Natsir memang pribadi yang tak pernah membeda-bedakan. Ia penuh empati dan simpati. Barangkali ini yang membuat dirinya memiliki kawan banyak.
"Kalau ia mendengarkan orang mengisahkan cerita sedih atau kesulitan baik pun yang dihadapi orang dekat atau umum, maka Natsir mendengarkannya tidak saja dengan penuh perhatian, tapi Natsir merasakan penderitaannya," tulis Roem.
Meski keluh kesah yang diceritakan itu tak mendapatkan jalan keluar pun dari Natsir, kata Roem, kawan-kawannya itu sudah merasa lega bahwa Natsir mau mendengarnya.
Bahkan, Natsir adalah pribadi yang multikultur. Ia berteman dengan siapa saja.
Tidak aji mumpung
Menurut Fauzie, sifat tidak aji mumpung itu ditunjukkan oleh Aba saat mengembalikan mobil dinas setelah mundur dari perdana menteri.
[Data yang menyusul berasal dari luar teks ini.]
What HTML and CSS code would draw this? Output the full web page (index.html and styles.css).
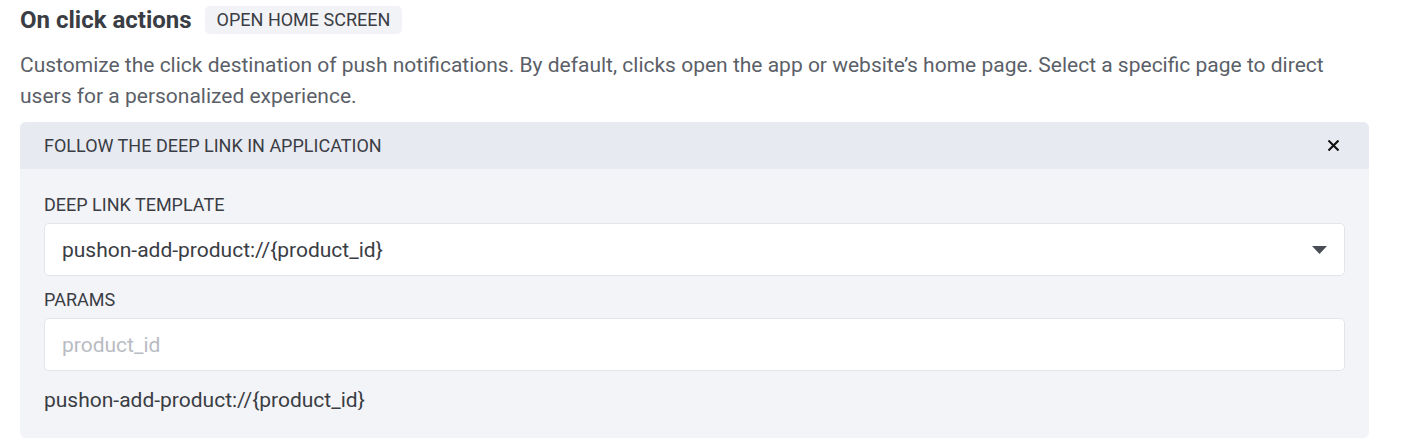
FILE: index.html
```html
<!DOCTYPE html>
<html>
<head>
<meta charset="utf-8">
<link rel="stylesheet" href="styles.css">
</head>
<body>
<div class="page">
  <div class="title-row">
    <h2 class="title">On click actions</h2>
    <span class="tag">OPEN HOME SCREEN</span>
  </div>
  <p class="desc">Customize the click destination of push notifications. By default, clicks open the app or website’s home page. Select a specific page to direct users for a personalized experience.</p>
  <div class="panel">
    <div class="panel-head">
      <span class="panel-title">FOLLOW THE DEEP LINK IN APPLICATION</span>
      <span class="close" aria-label="close">
        <svg width="11" height="11" viewBox="0 0 11 11"><path d="M1.2 1.2 L9.8 9.8 M9.8 1.2 L1.2 9.8" stroke="#111" stroke-width="2.1" stroke-linecap="square"/></svg>
      </span>
    </div>
    <div class="panel-body">
      <div class="label">DEEP LINK TEMPLATE</div>
      <div class="field select">
        <span class="value">pushon-add-product://{product_id}</span>
        <svg class="caret" width="15" height="8" viewBox="0 0 15 8"><path d="M0 0 H15 L7.5 8 Z" fill="#4a4d55"/></svg>
      </div>
      <div class="label label-gap">PARAMS</div>
      <div class="field">
        <span class="placeholder">product_id</span>
      </div>
      <div class="preview">pushon-add-product://{product_id}</div>
    </div>
  </div>
</div>
</body>
</html>
```
FILE: styles.css
```css
* { box-sizing: border-box; }
html, body { margin: 0; padding: 0; background: #fff; }
body { font-family: Roboto, "Noto Sans", Arial, sans-serif; color: #333; }
.page { padding: 6px 38px 0 20px; width: 1407px; }
.title-row { display: flex; align-items: center; gap: 13px; height: 28px; }
.title { margin: 0; font-size: 24px; font-weight: 700; color: #3a3d44; }
.tag { background: #f2f3f7; border-radius: 5px; padding: 0 12px; height: 28px; line-height: 28px; font-size: 18px; color: #3a3d44; font-weight: 400; }
.desc { margin: 16px 0 10px; font-size: 21px; line-height: 31px; color: #5b5f68; }
.panel { width: 1349px; background: #f3f4f8; border-radius: 6px; overflow: hidden; }
.panel-head { display: flex; align-items: center; justify-content: space-between; height: 47px; background: #e8eaf1; padding: 0 30px 0 24px; }
.panel-title { font-size: 18px; color: #3a3d44; }
.close { display: flex; width: 11px; height: 11px; }
.panel-body { padding: 25px 24px 25px 24px; }
.label { font-size: 18px; line-height: 22px; color: #3a3d44; }
.label-gap { margin-top: 13px; }
.field { margin-top: 7px; height: 53px; background: #fff; border: 1px solid #e2e4e9; border-radius: 5px; display: flex; align-items: center; padding: 0 17px; font-size: 21px; }
.select { justify-content: space-between; }
.value { color: #3a3d44; }
.caret { margin-right: 0; }
.placeholder { color: #b9bcc3; }
.preview { margin-top: 16px; font-size: 21px; line-height: 26px; color: #3a3d44; }
```
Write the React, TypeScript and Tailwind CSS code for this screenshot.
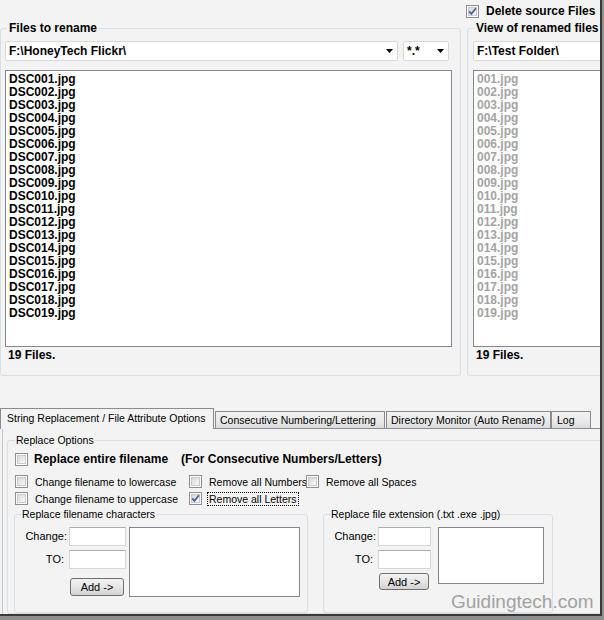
import type { ReactNode } from "react";

const sourceFiles = Array.from({ length: 19 }, (_, i) => `DSC${String(i + 1).padStart(3, "0")}.jpg`);
const renamedFiles = Array.from({ length: 19 }, (_, i) => `${String(i + 1).padStart(3, "0")}.jpg`);

// Vista-style checkbox: grey frame, soft gradient well, blue tick
function CheckBox({ checked = false }: { checked?: boolean }) {
  return (
    <span className="relative flex h-[13px] w-[13px] shrink-0 items-center justify-center border border-[#8e8f8f] bg-white">
      <span className="h-[9px] w-[9px] border border-[#c9cacb] bg-linear-to-br from-[#d6d7d8] to-[#fafafa]" />
      {checked && (
        <svg className="absolute left-0 top-0" width="11" height="11" viewBox="0 0 11 11">
          <path d="M2.2 5.4 L4.4 7.9 L8.9 2.2" fill="none" stroke="#4b5d96" strokeWidth="1.7" />
        </svg>
      )}
    </span>
  );
}

function Combo({ text, className }: { text: string; className: string }) {
  return (
    <div
      className={`flex h-[20px] shrink-0 items-center justify-between rounded-[2px] border border-[#d9d9d9] bg-white pl-[3px] pr-[4px] text-[12px] font-bold leading-[14px] ${className}`}
    >
      <span className="whitespace-nowrap">{text}</span>
      <svg width="7" height="4" viewBox="0 0 7 4" className="shrink-0">
        <polygon points="0,0 7,0 3.5,4" fill="#000" />
      </svg>
    </div>
  );
}

function ListBox({ items, muted, className }: { items: string[]; muted?: boolean; className: string }) {
  return (
    <div className={`mt-[9px] h-[277px] shrink-0 border border-[#828790] bg-white pl-[3px] pt-[2px] ${className}`}>
      {items.map((f) => (
        <div key={f} className={`text-[12px] font-bold leading-[13px] ${muted ? "text-[#a3a3a3]" : "text-black"}`}>
          {f}
        </div>
      ))}
    </div>
  );
}

function Option({ label, checked, focused }: { label: string; checked?: boolean; focused?: boolean }) {
  return (
    <div className="flex h-[13px] items-center">
      <CheckBox checked={checked} />
      <span
        className={`ml-[5px] whitespace-nowrap px-px text-[10.5px] leading-[12px] ${
          focused ? "border border-dotted border-black" : "border border-transparent"
        }`}
      >
        {label}
      </span>
    </div>
  );
}

function TextBox({ className }: { className: string }) {
  return <div className={`h-[19px] border border-[#d3d6da] border-t-[#abadb3] bg-white ${className}`} />;
}

function Button({ children, className }: { children: ReactNode; className: string }) {
  return (
    <div
      className={`flex items-center justify-center rounded-[3px] border border-[#707070] bg-linear-to-b from-[#f3f3f3] via-[#e6e6e6] to-[#d2d2d2] text-[11px] leading-[12px] ${className}`}
    >
      {children}
    </div>
  );
}

function Tab({ children, className }: { children: ReactNode; className: string }) {
  return (
    <div
      className={`h-[17px] shrink-0 border border-b-0 border-[#898c95] bg-linear-to-b from-[#f2f2f2] via-[#ebebeb] to-[#dcdcdc] pt-[2px] text-[10.5px] leading-[13px] whitespace-nowrap ${className}`}
    >
      {children}
    </div>
  );
}

export default function App() {
  return (
    <div className="h-[620px] w-[604px] bg-[#8f8f8f] font-['Liberation_Sans',Arial,sans-serif] text-black">
      <div className="relative h-[616px] w-[602px] overflow-hidden border-b-2 border-r-2 border-[#3a3a3a] bg-[#f3f3f3]">
        {/* Source / target folders */}
        <div className="flex">
          <fieldset className="mt-[21px] w-[461px] shrink-0 rounded-[3px] border border-[#d5dfe5] pb-[13px] pl-[4px] pt-[6px]">
            <legend className="ml-[2px] px-[2px] text-[12px] font-bold leading-[14px]">Files to rename</legend>
            <div className="flex gap-[5px]">
              <Combo text={"F:\\HoneyTech Flickr\\"} className="w-[393px]" />
              <Combo text="*.*" className="w-[46px] pr-[3px]" />
            </div>
            <ListBox items={sourceFiles} className="w-[447px]" />
            <div className="pl-[3px] pt-[1px] text-[12px] font-bold leading-[14px]">19 Files.</div>
          </fieldset>

          <div className="ml-[6px] w-[200px] shrink-0">
            <div className="-ml-px mt-[5px] flex h-[13px] items-center gap-[7px] text-[12px] font-bold leading-[13px]">
              <CheckBox checked />
              <span className="whitespace-nowrap">Delete source Files</span>
            </div>
            <fieldset className="mt-[3px] rounded-[3px] border border-[#d5dfe5] pb-[13px] pl-[5px] pt-[6px]">
              <legend className="ml-[1px] whitespace-nowrap px-[2px] text-[12px] font-bold leading-[14px]">
                View of renamed files
              </legend>
              <Combo text={"F:\\Test Folder\\"} className="w-[180px]" />
              <ListBox items={renamedFiles} muted className="w-[180px]" />
              <div className="pl-[3px] pt-[1px] text-[12px] font-bold leading-[14px]">19 Files.</div>
            </fieldset>
          </div>
        </div>

        {/* Tab control */}
        <div className="mt-[32px]">
          <div className="flex h-[20px] items-end">
            <div className="relative z-10 h-[21px] w-[214px] shrink-0 self-start border border-b-0 border-[#898c95] bg-[#f3f3f3] pl-[6px] pt-[3px] text-[10.5px] leading-[13px] whitespace-nowrap">
              String Replacement / File Attribute Options
            </div>
            <Tab className="ml-px w-[170px] pl-[4px]">Consecutive Numbering/Lettering</Tab>
            <Tab className="ml-px w-[165px] pl-[4px]">Directory Monitor (Auto Rename)</Tab>
            <Tab className="w-[40px] pl-[5px]">Log</Tab>
          </div>

          <div className="ml-[2px] h-[200px] border-l border-t border-[#898c95] border-l-[#c4c7cc]">
            <fieldset className="ml-[4px] mt-[5px] w-[640px] rounded-[3px] border border-[#d5dfe5] pl-[7px] pt-[6px]">
              <legend className="px-px text-[10.5px] leading-[13px]">Replace Options</legend>

              <div className="flex h-[13px] items-center">
                <CheckBox />
                <span className="ml-[6px] whitespace-nowrap text-[12px] font-bold leading-[13px]">
                  Replace entire filename
                </span>
                <span className="ml-[13px] whitespace-nowrap text-[12px] font-bold leading-[13px]">
                  (For Consecutive Numbers/Letters)
                </span>
              </div>

              <div className="mt-[9px] flex">
                <div className="w-[174px]">
                  <Option label="Change filename to lowercase" />
                </div>
                <div className="w-[117px]">
                  <Option label="Remove all Numbers" />
                </div>
                <Option label="Remove all Spaces" />
              </div>
              <div className="mt-[4px] flex">
                <div className="w-[174px]">
                  <Option label="Change filename to uppercase" />
                </div>
                <Option label="Remove all Letters" checked focused />
              </div>

              <div className="mt-[3px] flex">
                {/* Filename characters */}
                <fieldset className="-ml-px w-[294px] rounded-[3px] border border-[#d5dfe5] pb-[15px] pl-[6px] pt-[6px]">
                  <legend className="px-px text-[10.5px] leading-[13px]">Replace filename characters</legend>
                  <div className="flex">
                    <div className="grid grid-cols-[46px_57px] gap-x-[2px] gap-y-[3px] text-[11px] leading-[19px]">
                      <span className="text-right">Change:</span>
                      <TextBox className="w-[57px]" />
                      <span className="pr-[3px] text-right">TO:</span>
                      <TextBox className="w-[57px]" />
                      <span />
                      <Button className="ml-px mt-[5px] h-[18px] w-[54px]">Add -&gt;</Button>
                    </div>
                    <div className="ml-[3px] h-[70px] w-[171px] border border-[#828790] bg-white" />
                  </div>
                </fieldset>

                {/* File extension */}
                <fieldset className="ml-[15px] w-[230px] rounded-[3px] border border-[#d5dfe5] pl-[8px] pt-[6px]">
                  <legend className="-ml-[2px] px-px text-[10.5px] leading-[13px] whitespace-nowrap">
                    Replace file extension (.txt .exe .jpg)
                  </legend>
                  <div className="flex">
                    <div className="grid grid-cols-[44px_53px] gap-x-[2px] gap-y-[4px] text-[11px] leading-[19px]">
                      <span className="text-right">Change:</span>
                      <TextBox className="w-[53px]" />
                      <span className="pr-[3px] text-right">TO:</span>
                      <TextBox className="w-[53px]" />
                      <span />
                      <Button className="ml-px mt-0 h-[17px] w-[50px]">Add -&gt;</Button>
                    </div>
                    <div className="ml-[7px] h-[57px] w-[106px] border border-[#828790] bg-white" />
                  </div>
                </fieldset>
              </div>
            </fieldset>
          </div>
        </div>

        <div className="absolute left-[451px] top-[591px] text-[19px] leading-[22px] text-[#a2a2a2]">Guidingtech.com</div>
      </div>
    </div>
  );
}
Cerita pengembalian mobil digambarkan sangat singkat. Karena terus diganggu oleh lawan politiknya di Parlemen, Natsir akhirnya tak tahan dan mengembalikan mandat sebagai perdana menteri.
Ia menyopiri sendiri mobil dinasnya ke Istana. Adapun si sopir disuruh menggenjot sepeda. Ia menemui Sukarno di Istana dan hanya berbincang kurang lebih 10 menit. Ia pun pamit.
Mobil dinas ditinggal, Natsir membonceng sepeda yang dibawa sopirnya menuju rumah jabatan (kini, Gedung Pola di Jalan Proklamasi, Jakarta Pusat). Dari sini, ia mengajak keluarganya pindah ke rumah pribadinya di Jalan H.O.S Cokroaminoto 46.
Kisah rumah pribadi itu juga penuh perjuangan. Ia membeli dari kawannya. Meski dihargai "harga teman", Natsir tetap tak punya uang. Ia pun meminjam kepada teman-temannya dan mencicil rumah itu bertahun-tahun.
"Kesederhaan dan sifat tidak aji mumpung itulah yang membuat kenapa kehidupan kami tetap biasa-biasa saja ketika Aba ditekan baik pada masa Soekarno maupun pada masa Soeharto," tutur Fauzie.
"Ketika Aba dicekal oleh Orde Baru, kehidupan ekonomi keluarga tetap normal seperti biasanya. Padahal, ketika beliau dicekal itu intel sampai mengontrak sebuah rumah di dekat tempat tinggal kami di Jalan Cokroaminoto 46. Kami tahu ada intel sengaja mengontrak rumah untuk mengawasi rumah kami, dan kami sekelurarga biasa-biasa saja, tidak pernah merasa tertekan."[]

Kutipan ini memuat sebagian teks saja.